Unless otherwise indicated, terms used herein that are defined in the Agreement shall have the same meanings herein as in the Agreement.
Effective as of April 24, 2009, the following provision shall be amended and restated as hereinafter provided:
Section 1.02(b): Purchaser shall pay to CHVC $500,000 by no later than April 30, 2009. Additionally, Purchaser shall issue to CHVC 1,000,000 ($1,000,000 issue price) of Series C preferred stock, redeemable through the following payment schedule: $275,000 in May of 2009, with the remaining $725,000 redeemable in five equal monthly instalment payments of $145,000 each, starting on July 15, 2009. Alternatively, should Purchaser close on new funding from a third party, the remaining $725,000 shall be redeemed through one lump sum payment, up to a maximum of twenty five percent (25%) of whatever net amount Purchaser actually receives.

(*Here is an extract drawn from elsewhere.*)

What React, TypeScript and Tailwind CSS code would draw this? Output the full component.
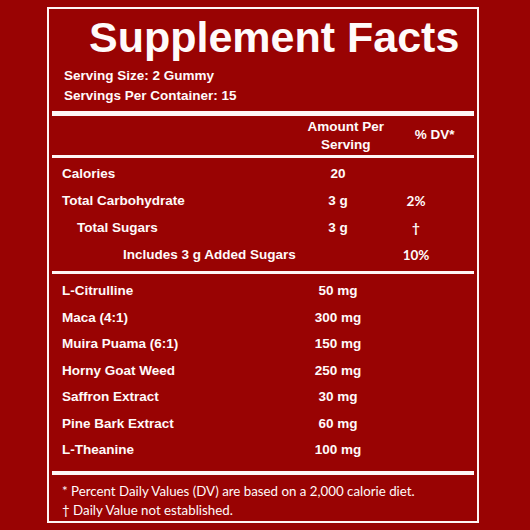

The obligation to redeem the preferred stock shall be secured by the capital stock of the six U.S. subsidiary companies owned by the Company: CVC Int’l Inc., Phone House Inc, a California Corporation, Cable and Voice Corporation, StarCom Alliance Inc., Dial-Tone Communication Inc., and Phone House of Florida Inc. (the “Targets”). Notwithstanding, CHVC agrees to subordinate its security interest in the Targets to any future third party funding closed by the Company, as required by the Company and approved by CHVC, such approval not to be unreasonably withheld.
Except as herein modified, all the terms and conditions of the above referenced Agreement, Schedules and Exhibits shall remain in full force and effect. In the event of any conflict between the Amendment and the Agreement, the provisions of this Amendment shall prevail.

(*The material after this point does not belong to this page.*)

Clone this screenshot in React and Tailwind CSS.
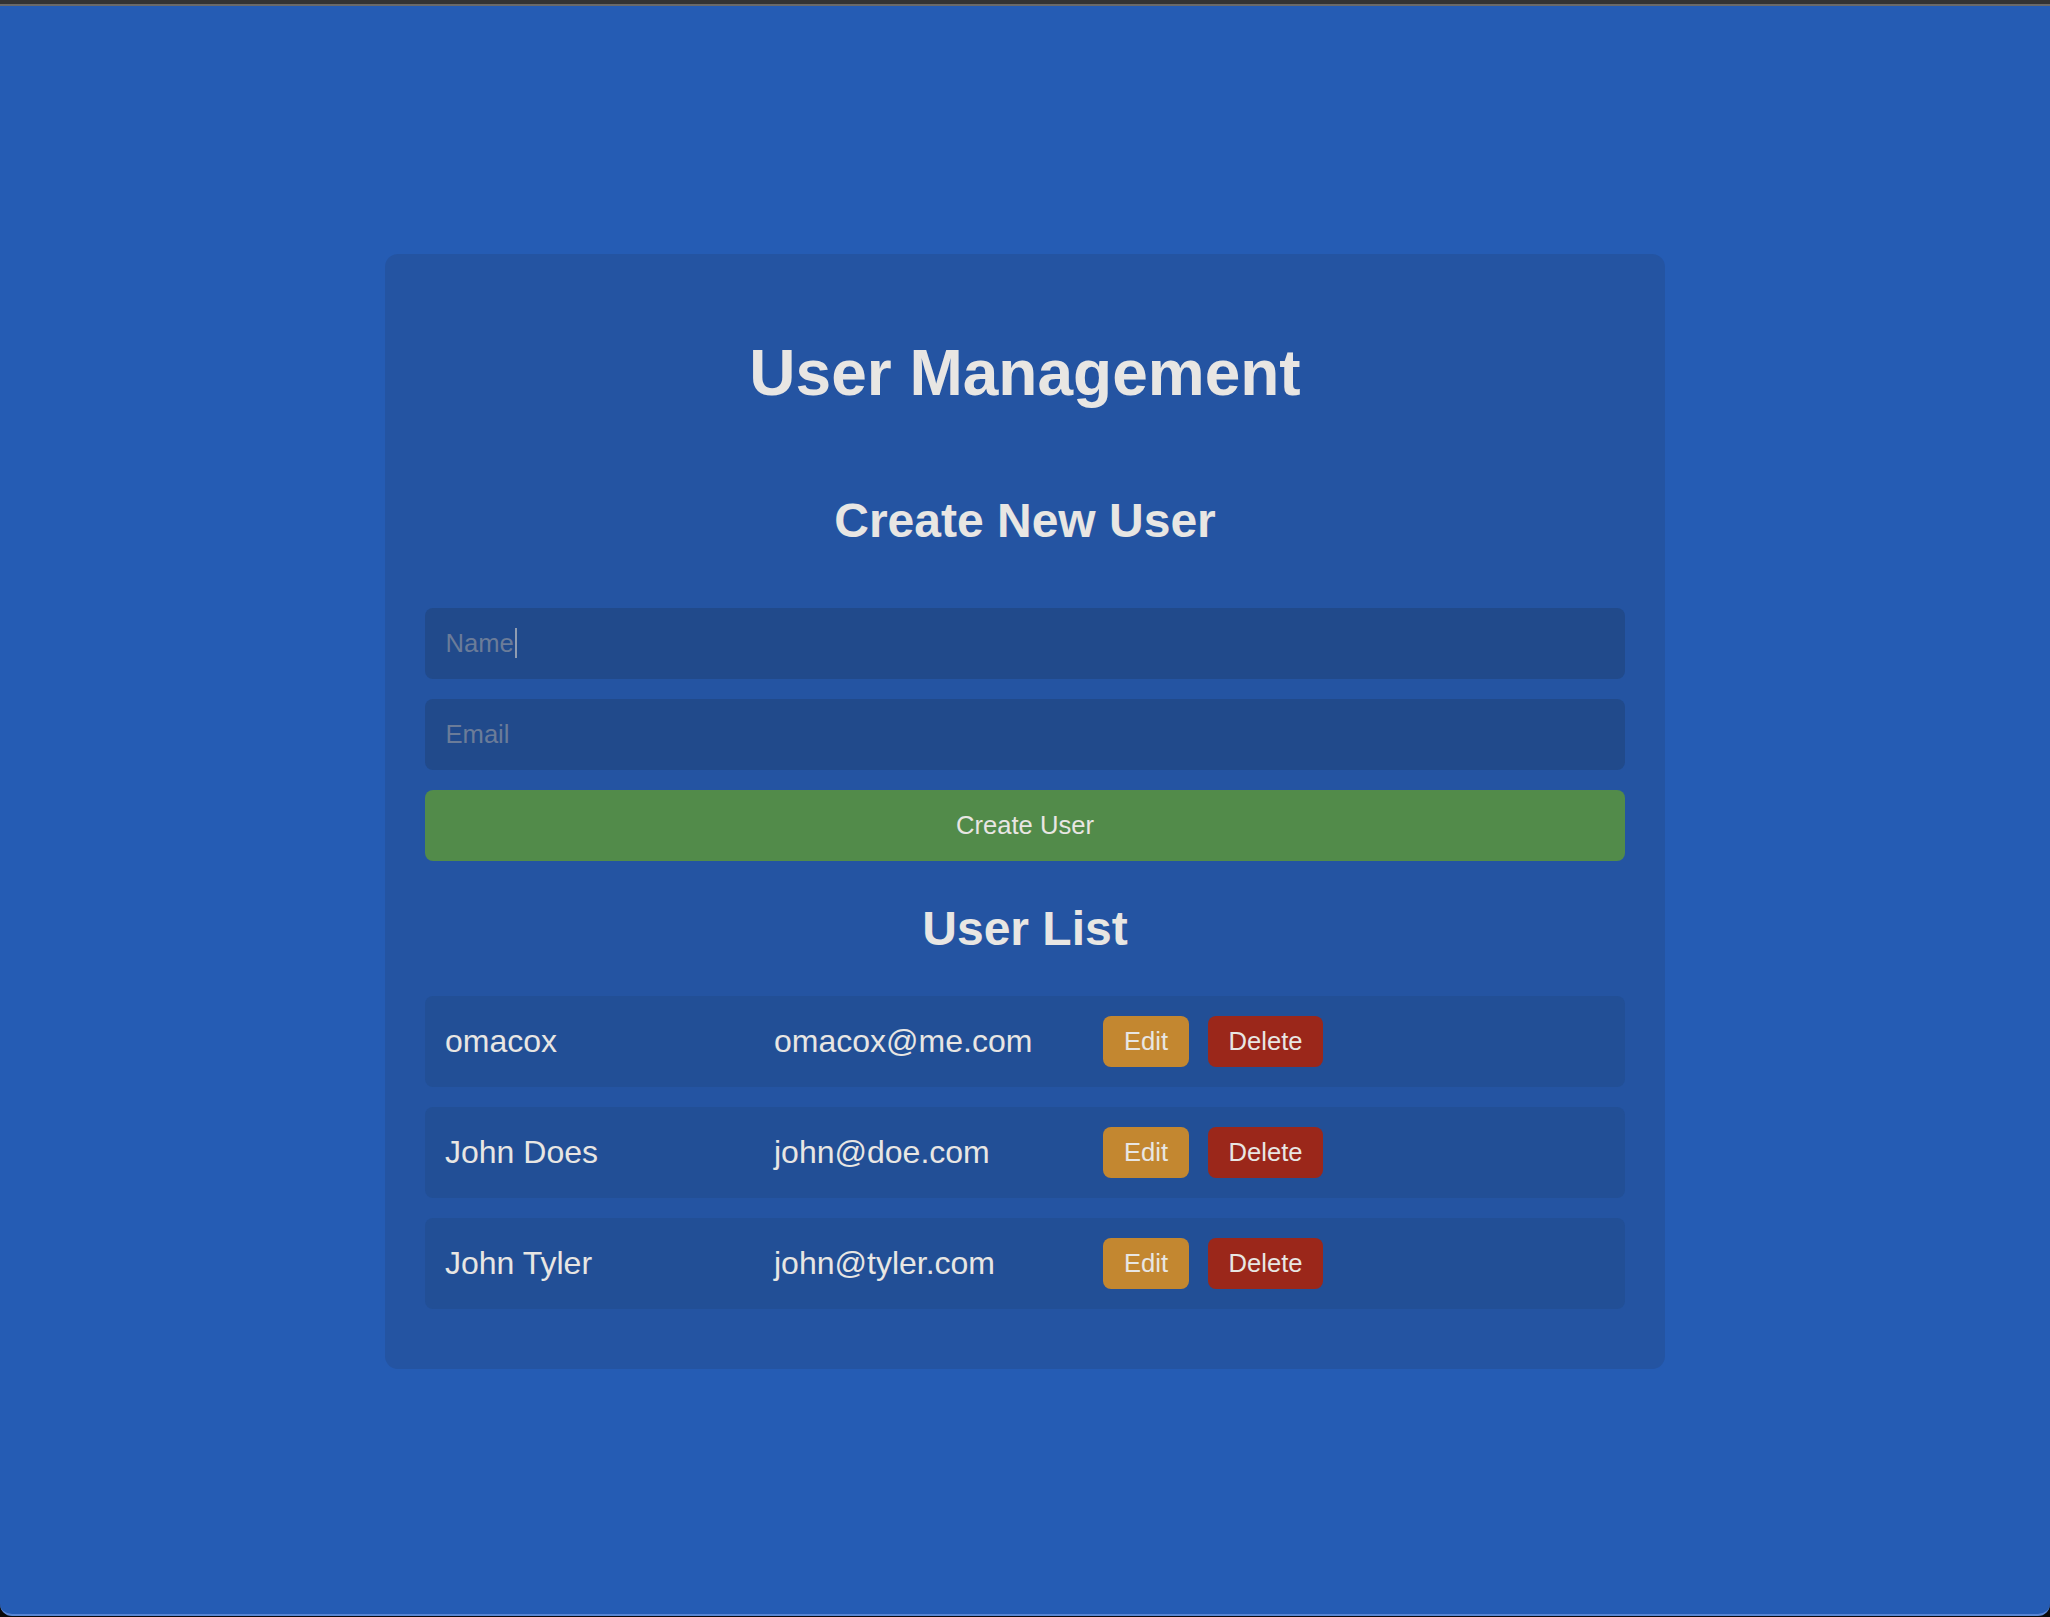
import { useState } from "react";

const initialUsers = [
  { id: 1, name: "omacox", email: "omacox@me.com" },
  { id: 2, name: "John Does", email: "john@doe.com" },
  { id: 3, name: "John Tyler", email: "john@tyler.com" },
];

export default function App() {
  const [users, setUsers] = useState(initialUsers);
  const [name, setName] = useState("");
  const [email, setEmail] = useState("");

  const handleCreate = (e) => {
    e.preventDefault();
    if (!name || !email) return;
    setUsers([...users, { id: Date.now(), name, email }]);
    setName("");
    setEmail("");
  };

  const handleDelete = (id) => {
    setUsers(users.filter((u) => u.id !== id));
  };

  return (
    <div className="h-[1617px] flex flex-col bg-[#0a0a0a] font-['Liberation_Sans',Arial,sans-serif]">
      {/* window chrome */}
      <div className="h-[4px] bg-[#333333]" />
      <div className="h-[2px] bg-[#696969]" />

      <div className="flex-1 flex items-center justify-center pt-[3px] mb-[1px] bg-[#255cb4] rounded-b-[12px] border-b-2 border-[#5886d4]">
        <div className="w-[1280px] bg-[#2454a2] rounded-[13px] px-[40px] pt-[82px] pb-[60px] text-[#e8e6e3]">
          <h1 className="text-center font-bold text-[64px] leading-[74px]">User Management</h1>

          <h2 className="mt-[83px] text-center font-bold text-[48px] leading-[55px]">Create New User</h2>

          <form onSubmit={handleCreate} className="mt-[60px] flex flex-col gap-[20px]">
            <div className="relative">
              <input
                type="text"
                placeholder="Name"
                value={name}
                onChange={(e) => setName(e.target.value)}
                className="w-full h-[71px] px-[20.5px] rounded-[8px] bg-[#214a8b] text-[25.6px] text-[#e8e6e3] placeholder:text-[#6b7c99] outline-none"
              />
              {!name && <span className="absolute left-[90px] top-[20px] w-[1.5px] h-[30px] bg-[#8f9cb1]" />}
            </div>
            <input
              type="email"
              placeholder="Email"
              value={email}
              onChange={(e) => setEmail(e.target.value)}
              className="w-full h-[71px] px-[20.5px] rounded-[8px] bg-[#214a8b] text-[25.6px] text-[#e8e6e3] placeholder:text-[#6b7c99] outline-none"
            />
            <button
              type="submit"
              className="w-full h-[71px] rounded-[8px] bg-[#528b4a] text-[25.6px] text-[#e8e6e3]"
            >
              Create User
            </button>
          </form>

          <h2 className="mt-[40px] text-center font-bold text-[48px] leading-[55px]">User List</h2>

          <ul className="mt-[40px] flex flex-col gap-[20px]">
            {users.map((user) => (
              <li key={user.id} className="flex items-center p-[20px] rounded-[8px] bg-[#224f96]">
                <span className="w-[329px] text-[32px] leading-[37px]">{user.name}</span>
                <span className="w-[329px] text-[32px] leading-[37px]">{user.email}</span>
                <div className="flex gap-[19px]">
                  <button className="h-[51px] px-[21px] rounded-[8px] bg-[#c38730] text-[25.6px] leading-[29px] text-[#e8e6e3]">
                    Edit
                  </button>
                  <button
                    onClick={() => handleDelete(user.id)}
                    className="h-[51px] px-[20.5px] rounded-[8px] bg-[#9b271a] text-[25.6px] leading-[29px] text-[#e8e6e3]"
                  >
                    Delete
                  </button>
                </div>
              </li>
            ))}
          </ul>
        </div>
      </div>
    </div>
  );
}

The parties hereby agree that signatures transmitted and received via facsimile or other electronic means shall be treated for all purposes of this Amendment as original signatures and shall be deemed valid, binding and enforceable by and against both parties.
BOTH PARTIES HERETO REPRESENT THAT THEY HAVE READ THIS AMENDMENT, UNDERSTAND IT, AGREE TO BE BOUND BY ALL TERMS AND CONDITIONS STATED HEREIN, AND ACKNOWLEDGE RECEIPT OF A SIGNED, TRUE AND EXACT COPY OF THIS AMENDMENT.
IN WITNESS WHEREOF, the parties hereto have agreed to amend the terms and conditions of this Amendment on the day, month and year first written above.
Flint Telecom Group, Inc. China Voice Holding Corp.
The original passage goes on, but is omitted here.